The following steps explains how to train a transformer model on the HEC using this Emotions dataset, in this case we are going to fine-tune the English roberta-base transformer model. In all of the steps we are going to utilise in some way the scripts explained in Explaining the scripts section above.

  1. Transfer this directory to your home directory on the HEC: scp -r ../multi_label_classification_gpu/ [email protected]:./
  2. Login to the HEC ssh [email protected] and go to the text classification directory: cd multi_label_classification_gpu
  3. Create the Conda environment with the relevant python dependencies. This can be done by submitting the ./install.com job e.g. qsub install.com. This will create the Conda environment at $global_storage/conda_environments/py3.7-text-classification
  4. Download the transformer model, roberta-base, and the data we are going to train/test. This is done now before training the model so we do not waste GPU node time downloading the model and data rather here we shall use a CPU node. qsub download_model_data.com will download the data to $global_storage/data/go-emotions and the model to $global_storage/huggingface_transformer_models_cache.
  5. Now we are going to train the model so we need to switch to the GPU cluster switch-gpu
  6. To train the model for one epoch qsub run_transformer_model.com.
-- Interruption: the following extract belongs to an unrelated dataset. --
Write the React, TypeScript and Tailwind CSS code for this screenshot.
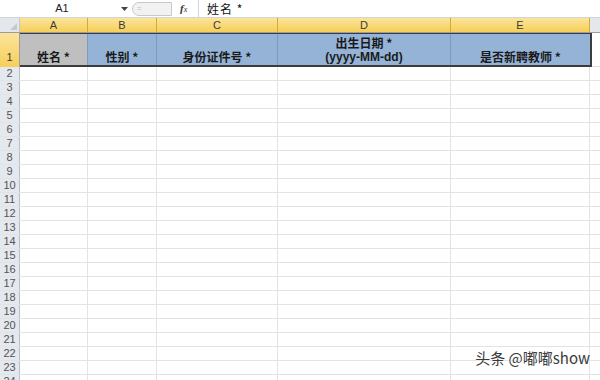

This will save the fine-tuned roberta-base model to $global_storage/models/go-emotions/roberta_base.pt. This ran on the HEC in 157 seconds which is a lot quicker than my home machine which took 20 minutes.
  7. To find out how much GPU memory you used you can cat the output of the output file e.g. cat run-transformer-model.o3177, in my case it used 16 GB (17728274432 bytes). You can find how much RAM was used through qacct -j 3177 and then looking at the field maxvmem in my case it used 4 GB.